New Voices in Japanese Studies (Jul 2019)
The Ruptures of Rhetoric: Cool Japan, Tokyo 2020 and Post-3.11 Tohoku
Abstract
Policymakers in Japan have adopted a discourse to link the Tokyo 2020 Olympics to the recovery of Japan’s northern Tohoku region following the March 2011 triple disaster (3.11). This discourse has created a dissonance between 3.11-affected communities, policy-makers and wider Japan. To understand this dissonance, this article explores the implicit agendas behind Japan’s Olympics efforts (such as positioning sports as a facilitator and symbol of recovery), its Cool Japan initiative (as a nation-branding and nation-building strategy) and other actions (such as labelling the 2020 event ‘the Reconstruction Olympics’).
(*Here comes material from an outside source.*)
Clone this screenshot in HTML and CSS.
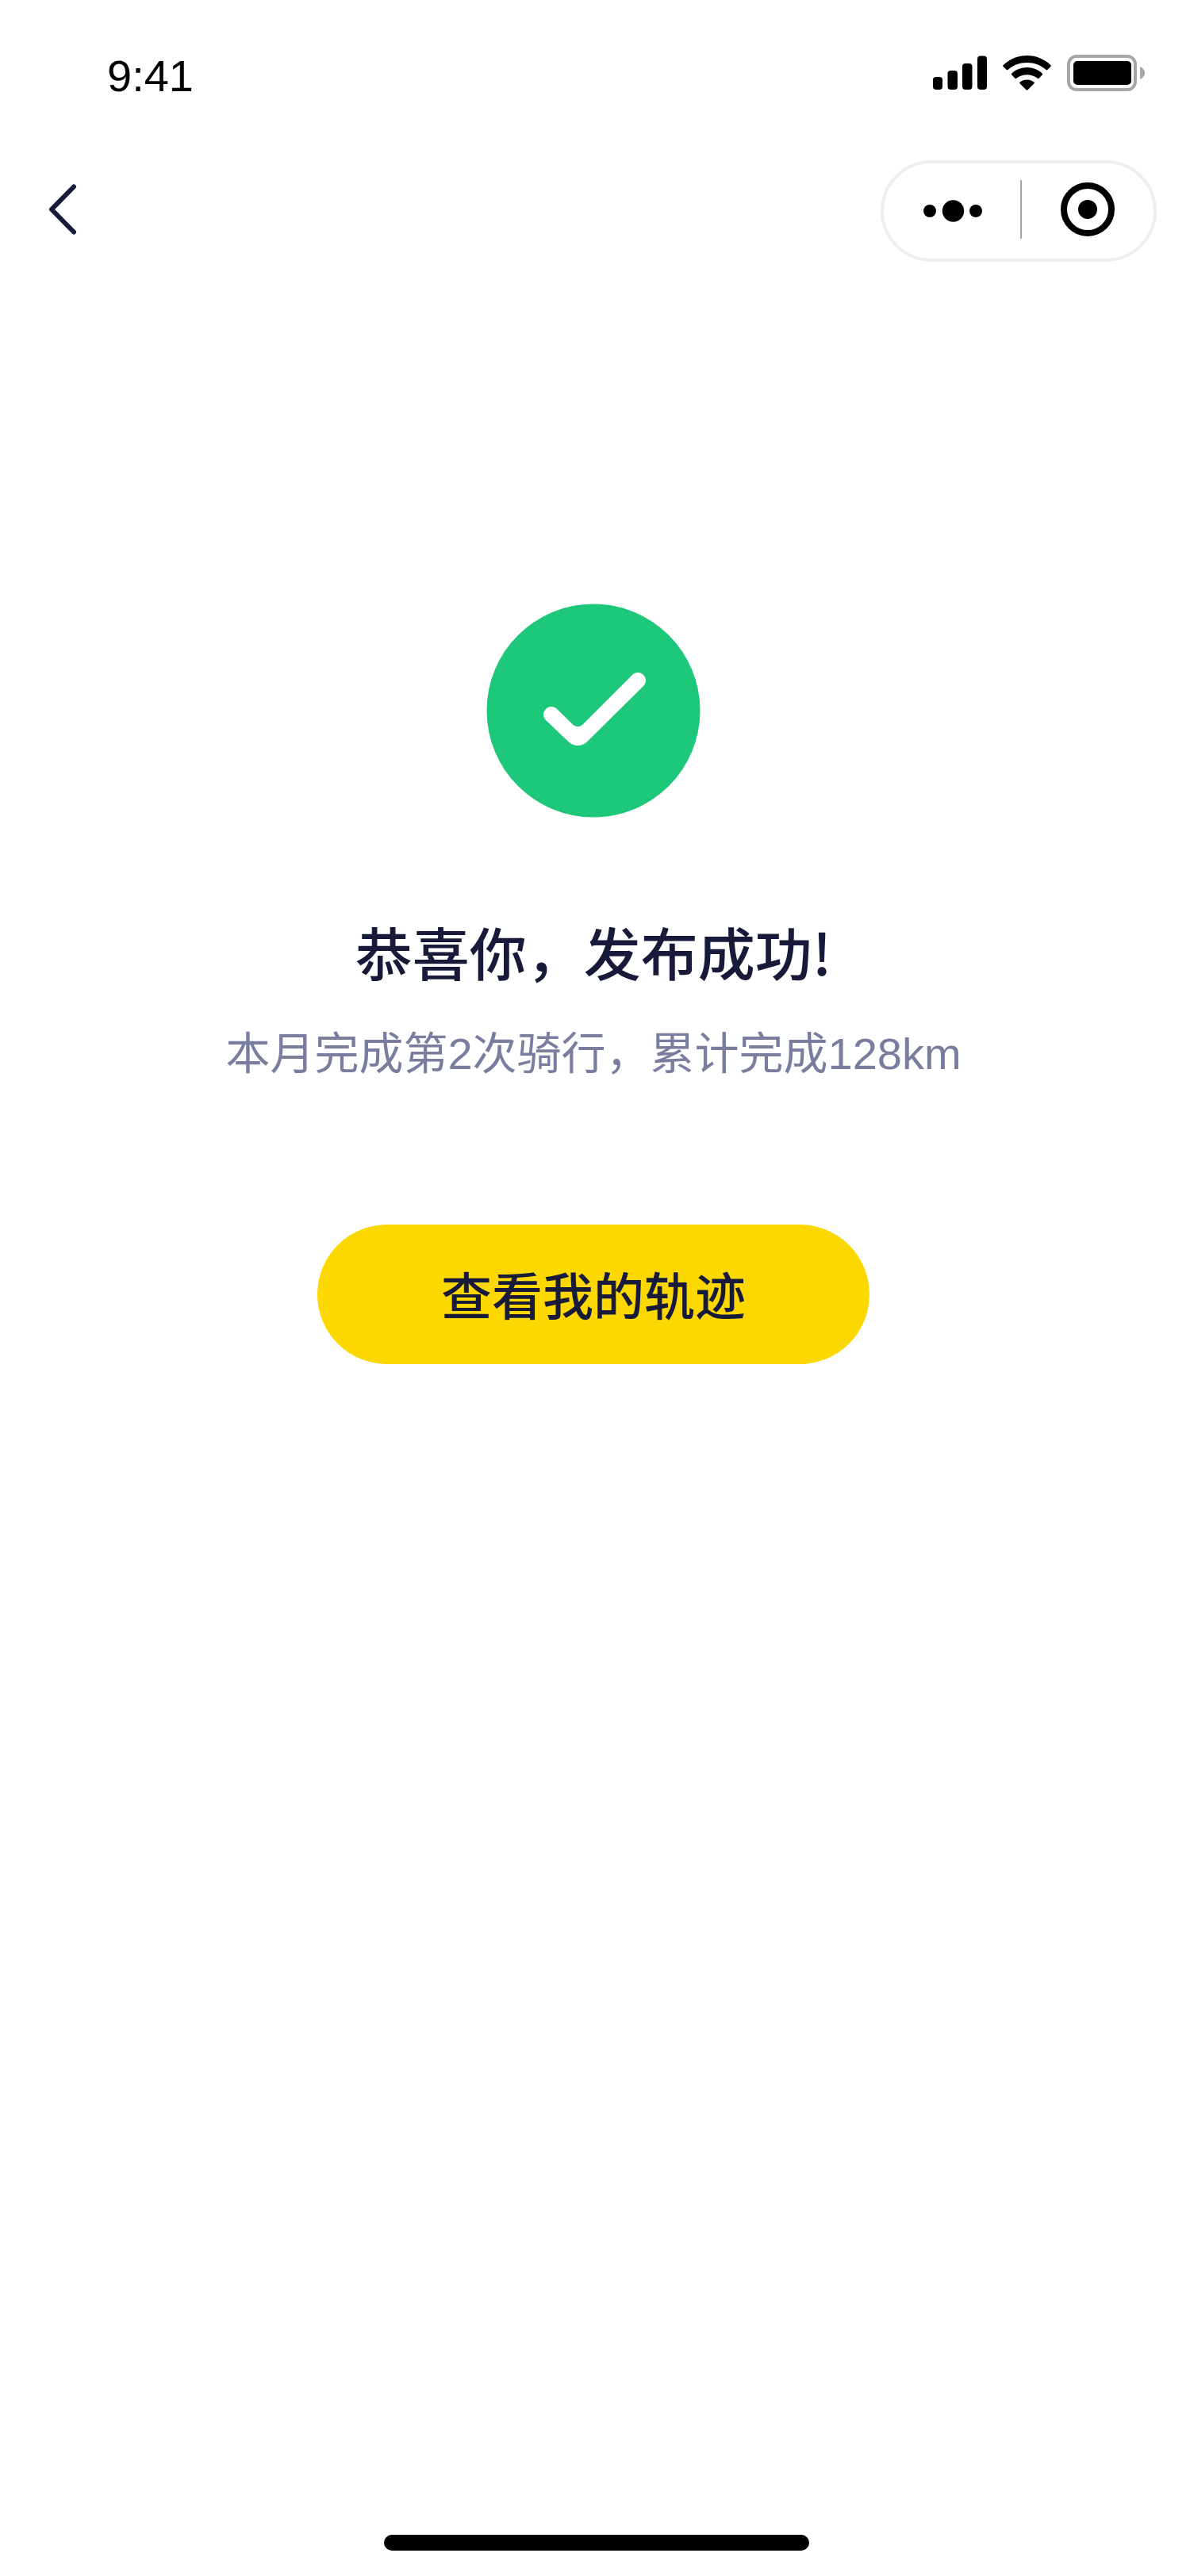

It then analyses the opinions of people from affected areas, gathered through interview research and from popular media, to demonstrate that the use of recovery rhetoric to promote the Olympics is being poorly received among some in 3.11-affected communities. Community concerns circle around availability of construction resources as well as the fact that recovery is not yet complete. This article contends that the events of 3.11, combined with the pursuit of the Olympics, has effected changes in the social imaginary and in regional ideas of belonging among 3.11-affected communities.